Ленин. Соблазнение России | страница 43
Одним из первых неудачу Февраля почувствовал военный и морской министр Временного правительства Александр Иванович Гучков.
«Гучков, — писал его коллега по правительству Владимир Дмитриевич Набоков, — с самого начала в глубине души считал дело проигранным и оставался в правительстве только для успокоения совести. Ни у кого не звучала с такой силой, как у него, нота глубочайшего разочарования и скептицизма. Когда он начинал говорить своим негромким и мягким голосом, смотря куда-то в пространство слегка косыми глазами, меня охватывала жуть, сознание какой-то полной безнадежности…».
Все, что происходило после Февраля, делалось слишком поздно, слишком медленно, слишком половинчато, и все упущения и ошибки складывались в роковую цепь, под бременем которой республика пала. Правительству не хватало авторитета. Общество так быстро устало от бесконечных раздоров, уличных демонстраций, нищеты и нехватки продовольствия, что жаждало передать власть тем, что вернул бы стране порядок и благополучие.
«12 мая, — записывал в дневнике один из москвичей. — В Москве вот уже четыре дня бастуют официанты, повара и женская прислуга в ресторанах, клубах, кофейнях и гостиницах.
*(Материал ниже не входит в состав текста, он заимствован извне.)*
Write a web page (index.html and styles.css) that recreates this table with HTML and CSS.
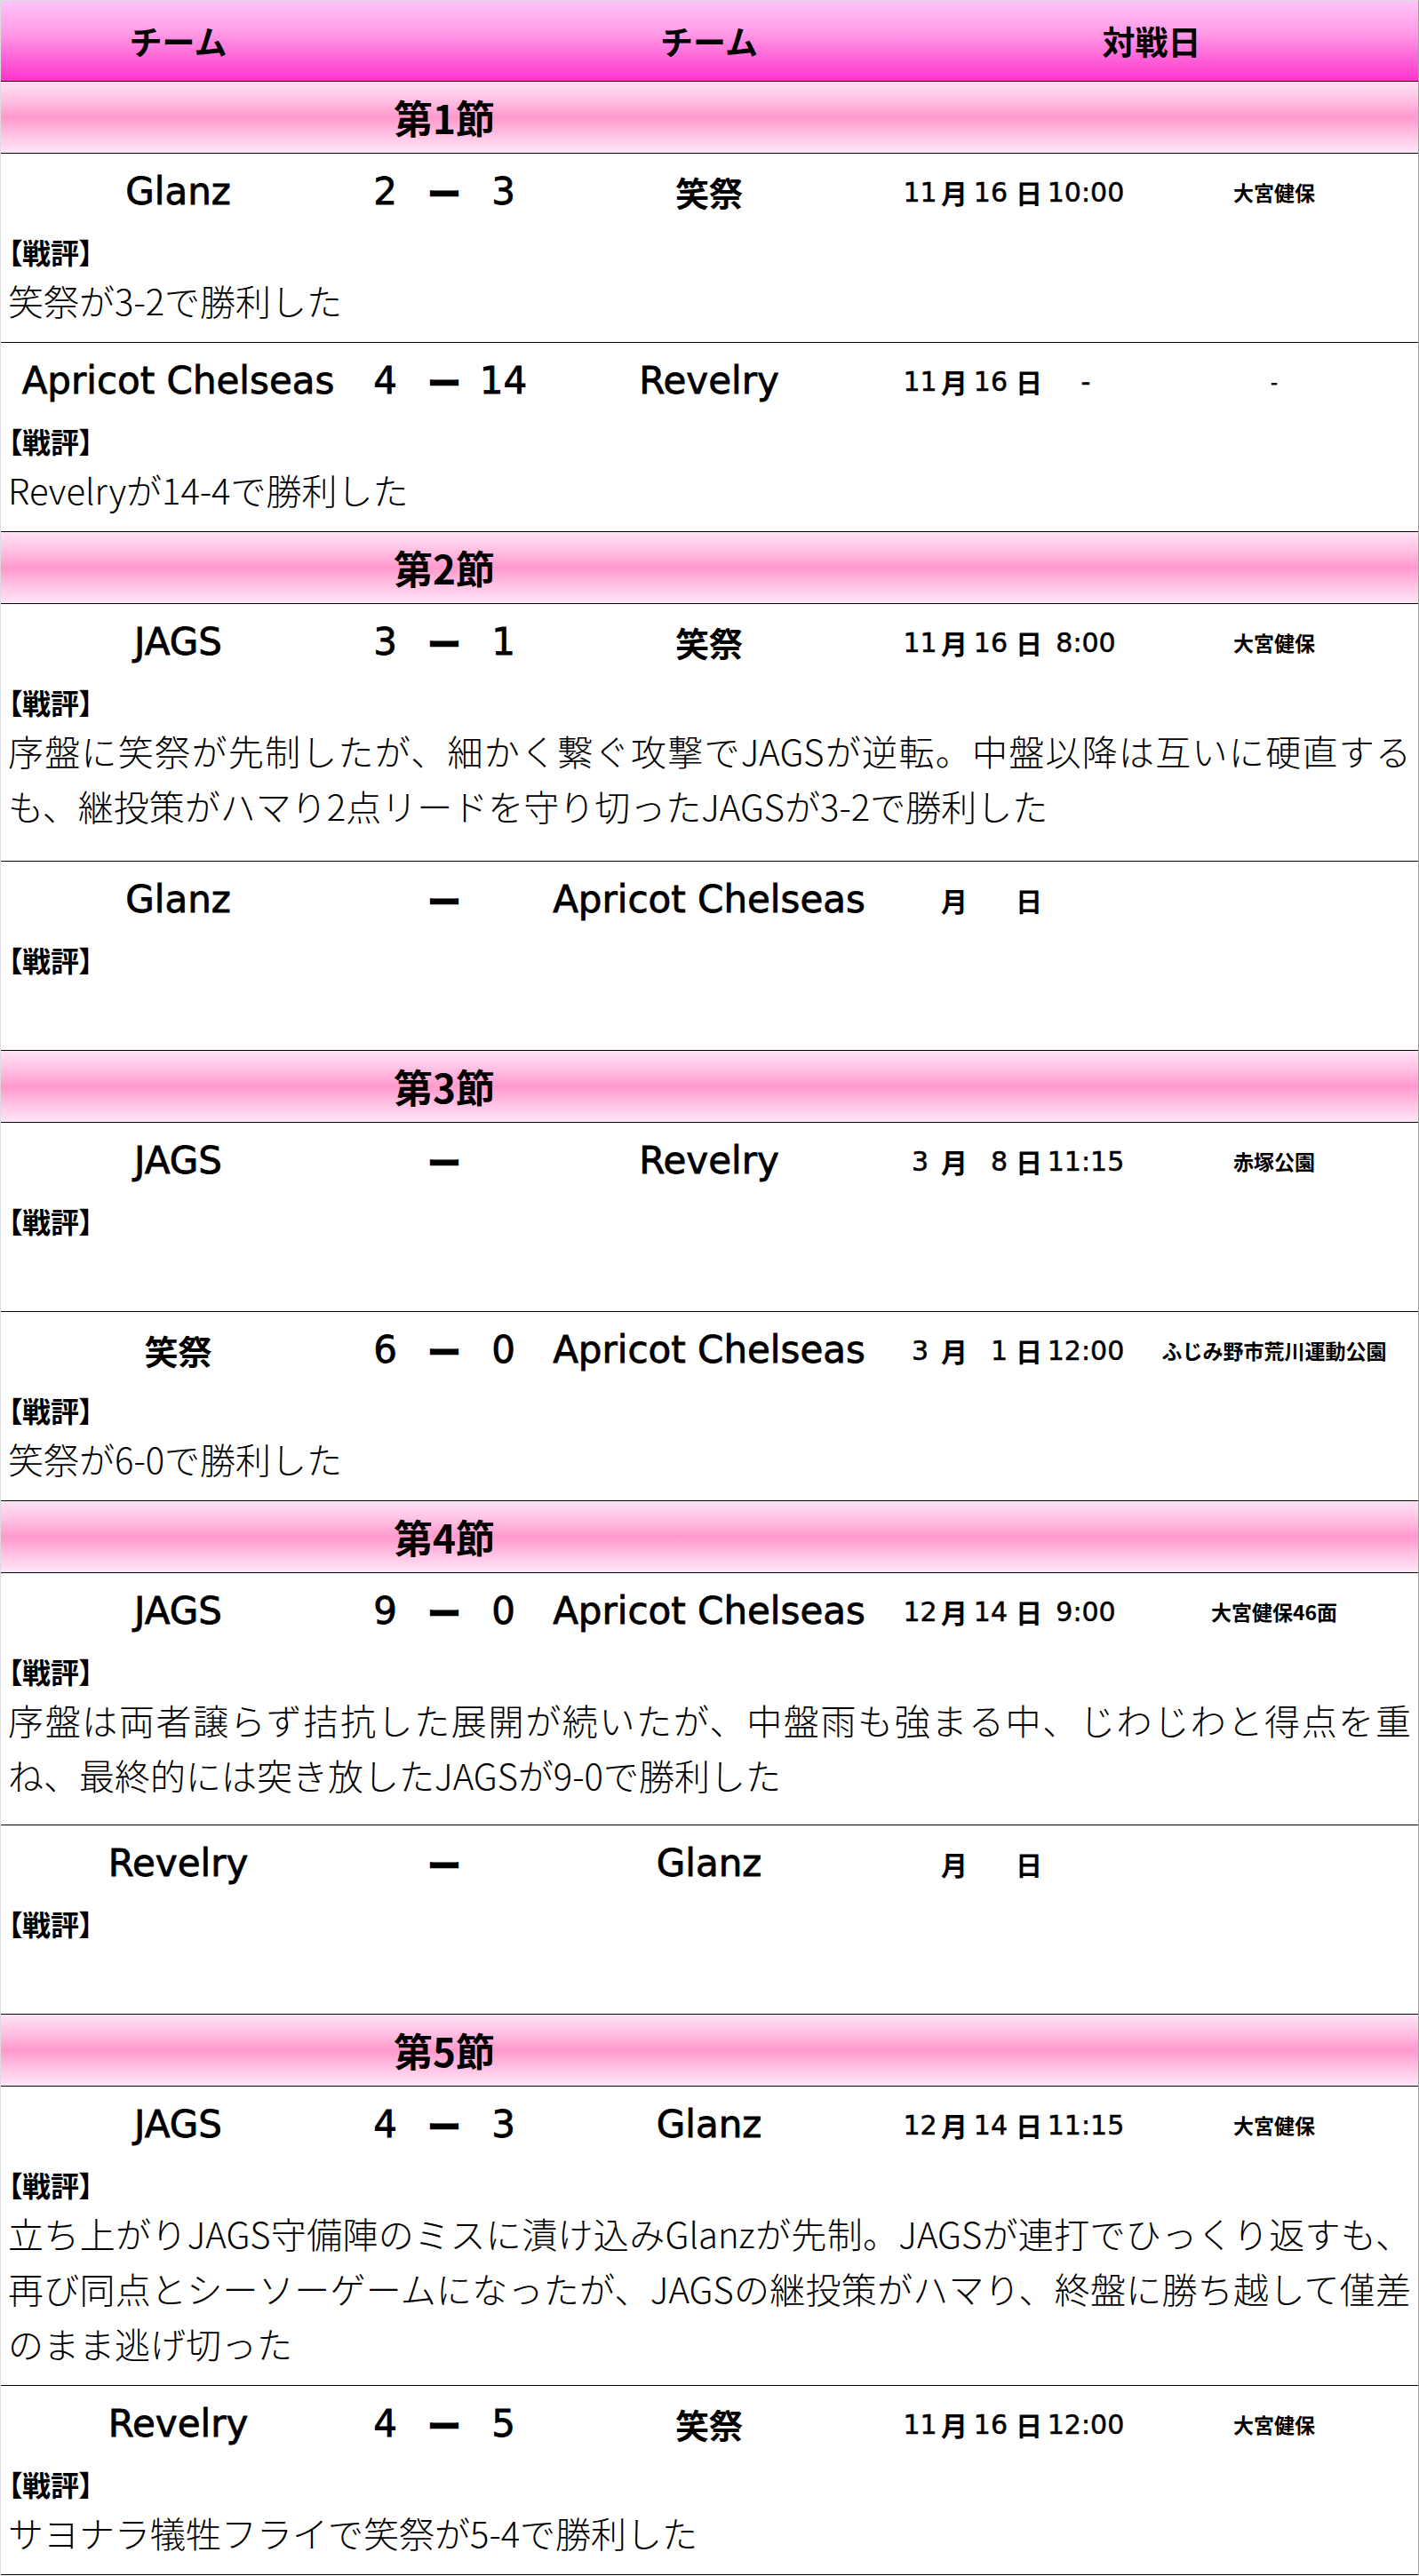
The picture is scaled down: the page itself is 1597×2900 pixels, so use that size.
FILE: index.html
```html
<!DOCTYPE html>
<html lang="ja">
<head>
<meta charset="utf-8">
<title>対戦表</title>
<link rel="stylesheet" href="styles.css">
</head>
<body>
<div class="board">
  <div class="grid head">
    <div class="h-team1">チーム</div>
    <div class="h-team2">チーム</div>
    <div class="h-when">対戦日</div>
  </div>

  <div class="grid sec"><div class="sec-label">第1節</div></div>

  <div class="match">
    <div class="grid line">
      <div class="team t1">Glanz</div>
      <div class="sc s1">2</div><div class="sc dash">ー</div><div class="sc s2">3</div>
      <div class="team t2 jp">笑祭</div>
      <div class="date"><span class="mon">11</span><span class="u um">月</span><span class="day">16</span><span class="u ud">日</span><span class="time">10:00</span></div>
      <div class="venue">大宮健保</div>
    </div>
    <div class="label">【戦評】</div>
    <div class="comment">笑祭が3-2で勝利した</div>
  </div>

  <div class="match">
    <div class="grid line">
      <div class="team t1">Apricot Chelseas</div>
      <div class="sc s1">4</div><div class="sc dash">ー</div><div class="sc s2">14</div>
      <div class="team t2">Revelry</div>
      <div class="date"><span class="mon">11</span><span class="u um">月</span><span class="day">16</span><span class="u ud">日</span><span class="time">-</span></div>
      <div class="venue">-</div>
    </div>
    <div class="label">【戦評】</div>
    <div class="comment">Revelryが14-4で勝利した</div>
  </div>

  <div class="grid sec"><div class="sec-label">第2節</div></div>

  <div class="match long-a">
    <div class="grid line">
      <div class="team t1">JAGS</div>
      <div class="sc s1">3</div><div class="sc dash">ー</div><div class="sc s2">1</div>
      <div class="team t2 jp">笑祭</div>
      <div class="date"><span class="mon">11</span><span class="u um">月</span><span class="day">16</span><span class="u ud">日</span><span class="time">8:00</span></div>
      <div class="venue">大宮健保</div>
    </div>
    <div class="label">【戦評】</div>
    <div class="comment">序盤に笑祭が先制したが、細かく繋ぐ攻撃でJAGSが逆転。中盤以降は互いに硬直するも、継投策がハマり2点リードを守り切ったJAGSが3-2で勝利した</div>
  </div>

  <div class="match">
    <div class="grid line">
      <div class="team t1">Glanz</div>
      <div class="sc s1"></div><div class="sc dash">ー</div><div class="sc s2"></div>
      <div class="team t2">Apricot Chelseas</div>
      <div class="date"><span class="mon"></span><span class="u um">月</span><span class="day"></span><span class="u ud">日</span><span class="time"></span></div>
      <div class="venue"></div>
    </div>
    <div class="label">【戦評】</div>
    <div class="comment">&nbsp;</div>
  </div>

  <div class="grid sec"><div class="sec-label">第3節</div></div>

  <div class="match">
    <div class="grid line">
      <div class="team t1">JAGS</div>
      <div class="sc s1"></div><div class="sc dash">ー</div><div class="sc s2"></div>
      <div class="team t2">Revelry</div>
      <div class="date"><span class="mon">3</span><span class="u um">月</span><span class="day">8</span><span class="u ud">日</span><span class="time">11:15</span></div>
      <div class="venue">赤塚公園</div>
    </div>
    <div class="label">【戦評】</div>
    <div class="comment">&nbsp;</div>
  </div>

  <div class="match">
    <div class="grid line">
      <div class="team t1 jp">笑祭</div>
      <div class="sc s1">6</div><div class="sc dash">ー</div><div class="sc s2">0</div>
      <div class="team t2">Apricot Chelseas</div>
      <div class="date"><span class="mon">3</span><span class="u um">月</span><span class="day">1</span><span class="u ud">日</span><span class="time">12:00</span></div>
      <div class="venue">ふじみ野市荒川運動公園</div>
    </div>
    <div class="label">【戦評】</div>
    <div class="comment">笑祭が6-0で勝利した</div>
  </div>

  <div class="grid sec"><div class="sec-label">第4節</div></div>

  <div class="match long-b">
    <div class="grid line">
      <div class="team t1">JAGS</div>
      <div class="sc s1">9</div><div class="sc dash">ー</div><div class="sc s2">0</div>
      <div class="team t2">Apricot Chelseas</div>
      <div class="date"><span class="mon">12</span><span class="u um">月</span><span class="day">14</span><span class="u ud">日</span><span class="time">9:00</span></div>
      <div class="venue">大宮健保46面</div>
    </div>
    <div class="label">【戦評】</div>
    <div class="comment">序盤は両者譲らず拮抗した展開が続いたが、中盤雨も強まる中、じわじわと得点を重ね、最終的には突き放したJAGSが9-0で勝利した</div>
  </div>

  <div class="match">
    <div class="grid line">
      <div class="team t1">Revelry</div>
      <div class="sc s1"></div><div class="sc dash">ー</div><div class="sc s2"></div>
      <div class="team t2">Glanz</div>
      <div class="date"><span class="mon"></span><span class="u um">月</span><span class="day"></span><span class="u ud">日</span><span class="time"></span></div>
      <div class="venue"></div>
    </div>
    <div class="label">【戦評】</div>
    <div class="comment">&nbsp;</div>
  </div>

  <div class="grid sec"><div class="sec-label">第5節</div></div>

  <div class="match">
    <div class="grid line">
      <div class="team t1">JAGS</div>
      <div class="sc s1">4</div><div class="sc dash">ー</div><div class="sc s2">3</div>
      <div class="team t2">Glanz</div>
      <div class="date"><span class="mon">12</span><span class="u um">月</span><span class="day">14</span><span class="u ud">日</span><span class="time">11:15</span></div>
      <div class="venue">大宮健保</div>
    </div>
    <div class="label">【戦評】</div>
    <div class="comment">立ち上がりJAGS守備陣のミスに漬け込みGlanzが先制。JAGSが連打でひっくり返すも、再び同点とシーソーゲームになったが、JAGSの継投策がハマり、終盤に勝ち越して僅差のまま逃げ切った</div>
  </div>

  <div class="match">
    <div class="grid line">
      <div class="team t1">Revelry</div>
      <div class="sc s1">4</div><div class="sc dash">ー</div><div class="sc s2">5</div>
      <div class="team t2 jp">笑祭</div>
      <div class="date"><span class="mon">11</span><span class="u um">月</span><span class="day">16</span><span class="u ud">日</span><span class="time">12:00</span></div>
      <div class="venue">大宮健保</div>
    </div>
    <div class="label">【戦評】</div>
    <div class="comment">サヨナラ犠牲フライで笑祭が5-4で勝利した</div>
  </div>
</div>
</body>
</html>
```

FILE: styles.css
```css
html, body {
  margin: 0;
  padding: 0;
  background: #ffffff;
}

body {
  font-family: "Noto Sans CJK JP", sans-serif;
  color: #000;
}

.board {
  width: 1597px;
  box-sizing: border-box;
  border-style: solid;
  border-width: 1px 1px 0 1px;
  border-color: #dcdcdc #a0a0a0 #a0a0a0 #dcdcdc;
}

.grid {
  display: grid;
  grid-template-columns: 399px 67px 66px 67px 396px 276px 324px;
  align-items: center;
}

/* header */
.head {
  height: 90px;
  border-bottom: 1px solid #000;
  background: linear-gradient(to bottom, #ffc4f8 0%, #ff9ae6 40%, #ff33cc 100%);
  font-weight: 700;
  font-size: 37px;
}
.h-team1, .h-team2, .h-when {
  text-align: center;
  line-height: 90px;
}
.h-team1 { grid-column: 1; }
.h-team2 { grid-column: 5; }
.h-when { grid-column: 6 / 8; }

/* section rows */
.sec {
  height: 80px;
  border-bottom: 1px solid #000;
  background: linear-gradient(to bottom, #ffe2f5 0%, #ffc2e4 25%, #ff99cc 50%, #ffc2e4 75%, #ffe6f7 100%);
}
.sec-label {
  grid-column: 2 / 5;
  text-align: center;
  font-weight: 700;
  font-size: 44px;
  line-height: 80px;
}

/* match blocks */
.match {
  border-bottom: 1px solid #000;
  padding-bottom: 16px;
}
.match.long-a {
  padding-bottom: 31px;
}
.match.long-b {
  padding-bottom: 25px;
}
.line {
  height: 86px;
}
.team, .sc {
  text-align: center;
  font-family: "DejaVu Sans", "Noto Sans CJK JP", sans-serif;
  font-weight: 400;
  font-size: 42px;
  line-height: 86px;
  white-space: nowrap;
  -webkit-text-stroke: 0.8px #000;
}
.team.jp {
  font-family: "Noto Sans CJK JP", sans-serif;
  font-weight: 700;
  font-size: 38px;
  -webkit-text-stroke: 0;
}
.t1 { grid-column: 1; }
.s1 { grid-column: 2; }
.dash {
  grid-column: 3;
  font-family: "Noto Sans CJK JP", sans-serif;
  font-weight: 700;
  font-size: 38px;
  -webkit-text-stroke: 1.2px #000;
}
.s2 { grid-column: 4; }
.t2 { grid-column: 5; }

.date {
  grid-column: 6;
  display: flex;
  align-items: center;
  padding-left: 20px;
  font-family: "DejaVu Sans", "Noto Sans CJK JP", sans-serif;
  font-size: 30px;
  white-space: nowrap;
  -webkit-text-stroke: 0.5px #000;
}
.date > span {
  flex: none;
}
.date .mon {
  width: 39px;
  text-align: center;
}
.date .u {
  width: 30px;
  font-family: "Noto Sans CJK JP", sans-serif;
  font-weight: 700;
  -webkit-text-stroke: 0;
}
.date .um {
  margin-left: 4px;
}
.date .ud {
  margin-left: 6px;
}
.date .day {
  width: 48px;
  text-align: right;
  padding-right: 3px;
  box-sizing: border-box;
}
.date .time {
  width: 98px;
  text-align: center;
}

.venue {
  grid-column: 7;
  text-align: center;
  font-family: "Noto Sans CJK JP", sans-serif;
  font-weight: 700;
  font-size: 23px;
  white-space: nowrap;
}

.label {
  padding-left: 8px;
  font-family: "Noto Sans CJK JP", sans-serif;
  font-weight: 700;
  font-size: 32px;
  line-height: 48px;
  font-feature-settings: "palt";
}

.comment {
  padding: 0 8px;
  font-family: "Noto Sans CJK JP", sans-serif;
  font-weight: 300;
  font-size: 40px;
  line-height: 62px;
  text-align: justify;
}
```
Публика приезжая и “недомовитая” бедствует…
1 июня. Официанты забастовку, кажется, прекратили. Но сейчас же началась забастовка дворников, и благодаря этому московские улицы, не исключая и центральные, представляют собой мусорные ящики. По тротуарам ходить стало мягко: лоскуты бумаг, папиросные коробки, объедки, подсолнечная шелуха и тому подобная дрянь, а дворники сидят себе на тумбах, погрызывают семечки да поигрывают на гармошках».
Вера Николаевна Фигнер, участница покушения на Александра II, много лет отсидевшая в Шлиссельбурге, писала в сентябре 1917 года:
«Все утомлены фразой, бездействием, вязнем безнадежно в трясине наших расхождений… Ни у кого нет и следа подъема благородных чувств, стремления к жертвам. У одних этих чувств и стремлений вообще нет, другие измучены духовно и телесно, подавлены величиной задач и ничтожеством средств человеческих и вещественных для выполнения их».
Страна разрушалась на глазах, как осенью девяносто первого. И Керенский, и Горбачев уже ничего не могли предложить для спасения разваливавшейся и впадавшей в нищету страны.
— Если не хотят мне верить и за мной следовать, я откажусь от власти, — бросил в отчаянии Александр Керенский. — Никогда я не употреблю силы, чтобы навязать свое мнение… Когда страна хочет броситься в пропасть, никакая человеческая сила не сможет ей помешать, и тем, кто находится у власти, остается одно — уйти.